YOUR GOAL:
Show every line in the entries below where the word "this" appears.

[Interface markup and scripts]
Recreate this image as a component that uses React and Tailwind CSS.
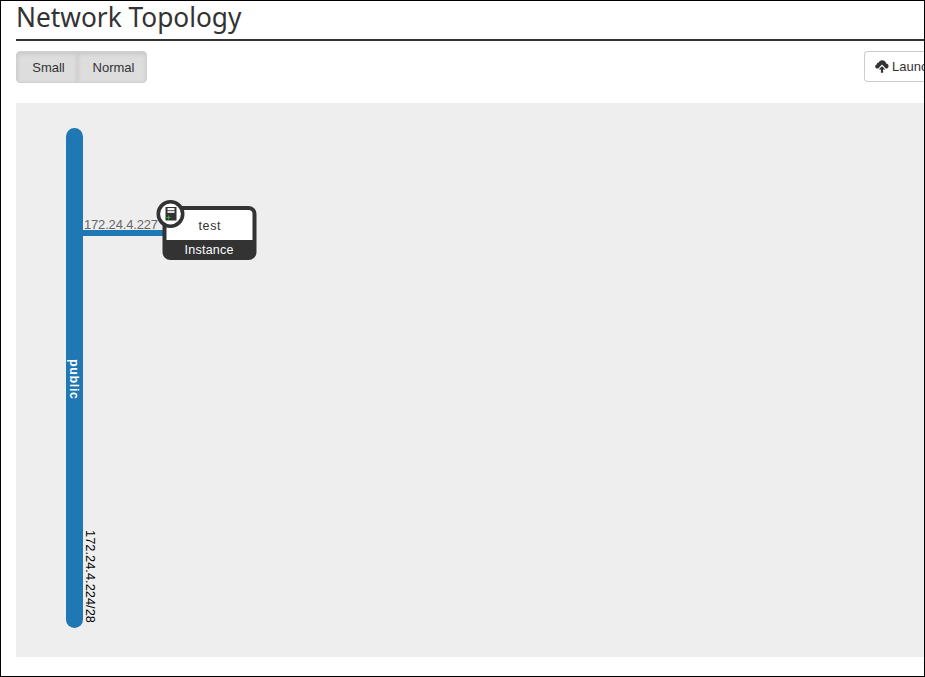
function LaunchIcon() {
  return (
    <svg viewBox="0 0 14 13" className="h-[13px] w-[14px] shrink-0" fill="#333333">
      <path d="M3.200 8.600H2.300C1 8.600.2 7.700.2 6.500c0-1 .6-1.800 1.600-2C1.700 3.200 2.600 2.400 3.800 2.500 4.300 1 5.500.2 7.200.2c2.200 0 3.700 1.300 3.900 3.200 1.500 0 2.500 1.100 2.500 2.500 0 1.600-1 2.700-2.600 2.700h-.2L7 4.600z" />
      <path d="M7 6.300l3.300 3.300H8.100v3.200H5.900V9.600H3.700z" />
    </svg>
  );
}

function Toolbar() {
  return (
    <div className="mt-[10px] flex h-8 justify-between">
      <div className="flex text-[13px] text-[#333]">
        <button className="flex h-8 w-[62px] items-center justify-center rounded-l border border-[#d0d0d0] bg-[#dddddd] pt-[2px] pl-[3px] shadow-[inset_0_2px_4px_rgba(0,0,0,0.1)]">
          Small
        </button>
        <button className="-ml-px flex h-8 w-[70px] items-center justify-center rounded-r border border-[#d0d0d0] bg-[#dddddd] pt-[2px] pl-[3px] shadow-[inset_0_2px_4px_rgba(0,0,0,0.1)]">
          Normal
        </button>
      </div>
      <button className="flex h-[31px] w-[60px] items-center gap-[3px] overflow-hidden whitespace-nowrap rounded-l border border-r-0 border-[#ccc] bg-white pl-[10px] text-[13px] text-[#333]">
        <LaunchIcon />
        <span>Launch Instance</span>
      </button>
    </div>
  );
}

function Topology() {
  return (
    <svg
      viewBox="0 0 908 554"
      className="mt-5 block h-[554px] w-[908px] bg-[#eeeeee] font-['Liberation_Sans',Arial,sans-serif]"
    >
      <rect x="50" y="25" width="17" height="500" rx="8.5" fill="#1f77b4" />
      <rect x="66" y="127" width="84" height="6" fill="#1f77b4" />
      <text x="68" y="126" fontSize="13" fill="#666666" textLength="74">172.24.4.227</text>
      <text transform="translate(54 256) rotate(90)" fontSize="12.500" fontWeight="bold" fill="#ffffff" textLength="40">public</text>
      <text transform="translate(70 427) rotate(90)" fontSize="13" fill="#000000" textLength="93" lengthAdjust="spacingAndGlyphs">172.24.4.224/28</text>

      <rect x="148.500" y="105" width="90" height="50" rx="6" fill="#ffffff" stroke="#333333" strokeWidth="4" />
      <path d="M147 137h93v12a7 7 0 0 1-7 7h-79a7 7 0 0 1-7-7z" fill="#333333" />
      <text x="182.500" y="127" fontSize="12.500" fill="#333333" textLength="22">test</text>
      <text x="168.500" y="151" fontSize="12.500" fill="#ffffff" textLength="49">Instance</text>

      <circle cx="154.500" cy="111" r="12.200" fill="#ffffff" stroke="#333333" strokeWidth="3.600" />
      <rect x="149.500" y="104" width="11" height="13.500" fill="#333333" />
      <rect x="151.500" y="105" width="7" height="2.300" fill="#f4f4f4" />
      <rect x="151.500" y="108" width="7" height="2" fill="#dddddd" />
      <path d="M152.500 112.500v4M150.500 114.500h4" stroke="#31b52b" strokeWidth="1" />
    </svg>
  );
}

export default function App() {
  return (
    <main className="h-[677px] w-[925px] overflow-hidden border border-black bg-white pl-[15px] font-['Liberation_Sans',Arial,sans-serif]">
      <h1 className="flex h-10 items-center border-b-2 border-[#333] pb-[9px] font-['Noto_Sans',sans-serif] text-[28px] leading-[32px] text-[#333]">
        <span className="origin-left scale-x-[0.938]">Network Topology</span>
      </h1>
      <Toolbar />
      <Topology />
    </main>
  );
}
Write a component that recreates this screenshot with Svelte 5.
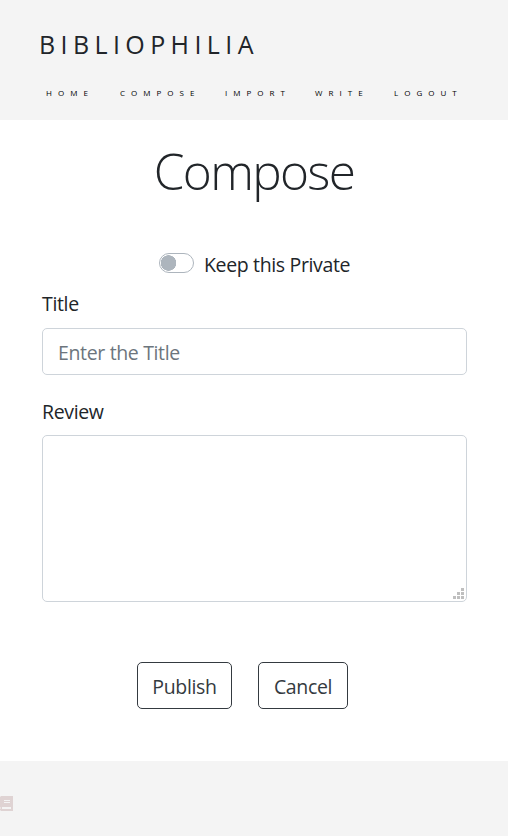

RESULT OF THE EXERCISE:
Recreate this image as a component that uses React and Tailwind CSS.
Write a component that recreates this screenshot with Svelte 5.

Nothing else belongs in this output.